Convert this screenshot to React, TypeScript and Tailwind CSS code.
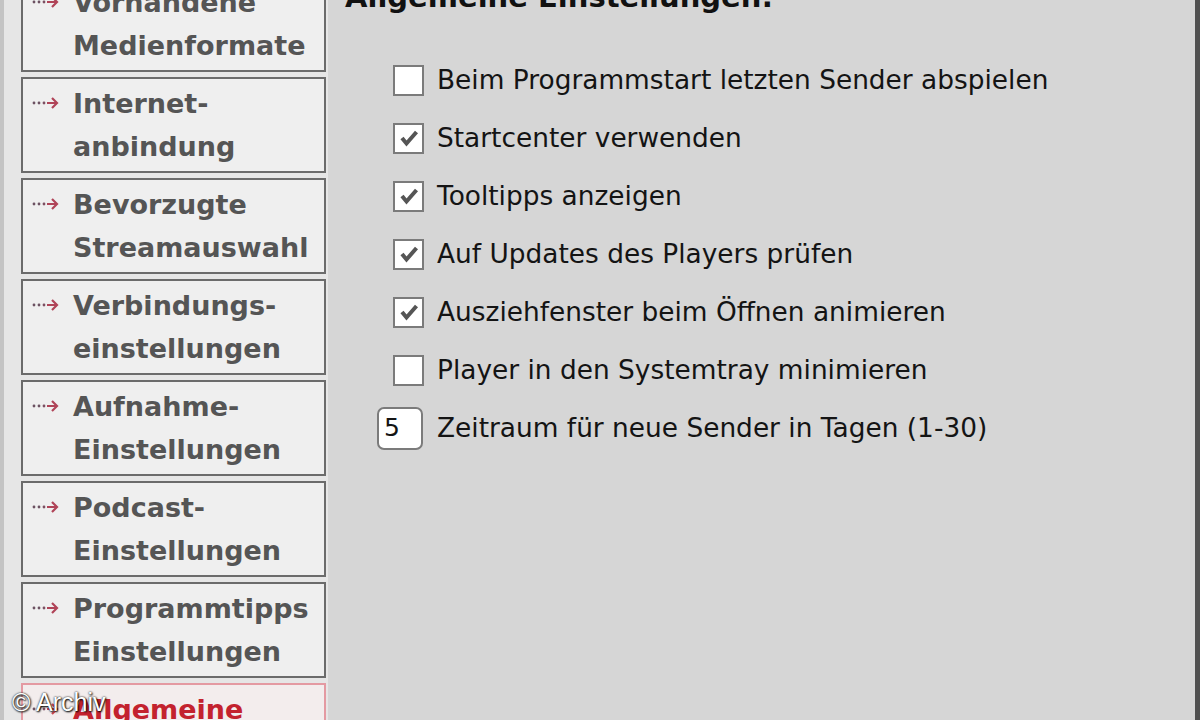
import React from 'react';

const NAV = [
  ['Vorhandene', 'Medienformate'],
  ['Internet-', 'anbindung'],
  ['Bevorzugte', 'Streamauswahl'],
  ['Verbindungs-', 'einstellungen'],
  ['Aufnahme-', 'Einstellungen'],
  ['Podcast-', 'Einstellungen'],
  ['Programmtipps', 'Einstellungen'],
  ['Allgemeine', 'Einstellungen'],
];

const OPTIONS: [string, boolean][] = [
  ['Beim Programmstart letzten Sender abspielen', false],
  ['Startcenter verwenden', true],
  ['Tooltipps anzeigen', true],
  ['Auf Updates des Players prüfen', true],
  ['Ausziehfenster beim Öffnen animieren', true],
  ['Player in den Systemtray minimieren', false],
];

function Arrow({ active }: { active: boolean }) {
  const c = active ? '#d04852' : '#b04458';
  return (
    <svg width="30" height="14" viewBox="0 0 30 14" className="shrink-0">
      <circle cx="2" cy="7" r="1.4" fill="#6c5262" />
      <circle cx="7" cy="7" r="1.4" fill="#6c5262" />
      <circle cx="12" cy="7" r="1.4" fill="#7c5062" />
      <path d="M15 7h10M20 2l5 5-5 5" stroke={c} strokeWidth="2.2" fill="none" />
    </svg>
  );
}

function NavButton({ lines, active }: { lines: string[]; active: boolean }) {
  return (
    <div
      className={`flex h-[96px] w-[305px] shrink-0 border-2 pt-[3px] ${
        active ? 'border-[#e49aa2] bg-[#f3eded]' : 'border-[#6b6b6b] bg-[#efefef]'
      }`}
    >
      <div className="w-[50px] pl-[9px] pt-[14px]">
        <Arrow active={active} />
      </div>
      <div
        className={`text-[27px] font-bold leading-[43px] ${active ? 'text-[#c3222e]' : 'text-[#555]'}`}
      >
        {lines.map((l) => (
          <div key={l} className="whitespace-nowrap">{l}</div>
        ))}
      </div>
    </div>
  );
}

function Checkbox({ checked }: { checked: boolean }) {
  return (
    <div className="flex h-[31px] w-[31px] shrink-0 items-center justify-center border-2 border-[#7b7b7b] bg-white">
      {checked && (
        <svg width="22" height="20" viewBox="0 0 22 20">
          <path d="M4 10l4.5 5.5L18.5 4" stroke="#555" strokeWidth="4" fill="none" />
        </svg>
      )}
    </div>
  );
}

export default function App() {
  return (
    <div
      className="relative flex h-[720px] w-[1200px] overflow-hidden bg-[#d6d6d6]"
      style={{ fontFamily: '"DejaVu Sans", Verdana, sans-serif' }}
    >
      {/* Sidebar */}
      <div className="flex w-[328px] shrink-0 border-l-[4px] border-[#c4c4c4] bg-[#e6e6e6]">
        <div className="mt-[-24px] flex flex-col gap-[5px] pl-[17px]">
          {NAV.map((lines, i) => (
            <NavButton key={lines[0]} lines={lines} active={i === NAV.length - 1} />
          ))}
        </div>
      </div>

      {/* Main panel */}
      <div className="flex flex-1 flex-col border-r-[5px] border-[#505050] bg-[#d6d6d6]">
        <div className="mt-[-17px] h-[29px] pl-[17px] text-[29px] font-bold leading-[29px] text-[#111]">
          Allgemeine Einstellungen:
        </div>
        <div className="mt-[39px] flex flex-col text-[26.4px] text-[#141414]">
          {OPTIONS.map(([label, checked]) => (
            <div key={label} className="flex h-[58px] items-center gap-[13px] pl-[65px]">
              <Checkbox checked={checked} />
              <span className="whitespace-nowrap">{label}</span>
            </div>
          ))}
          <div className="flex h-[58px] items-center gap-[14px] pl-[49px]">
            <div className="flex h-[43px] w-[46px] items-center rounded-[7px] border-2 border-[#7b7b7b] bg-white pl-[5px] text-[25px]">
              5
            </div>
            <span className="whitespace-nowrap">Zeitraum für neue Sender in Tagen (1-30)</span>
          </div>
        </div>
      </div>

      {/* Watermark */}
      <div
        className="absolute left-[12px] top-[684px] text-[25px] text-white"
        style={{ fontFamily: '"Liberation Sans", Arial, sans-serif', textShadow: '0 0 2px #000, 1px 1px 2px #000' }}
      >
        © Archiv
      </div>
    </div>
  );
}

=======

§ **STATED GOAL**: Your task is to restate word for word the lines from the top of the data to the line containing "import React from 'react';", both ends included, with every picture left out.

§ **IN RESPONSE**:
Convert this screenshot to React, TypeScript and Tailwind CSS code.
import React from 'react';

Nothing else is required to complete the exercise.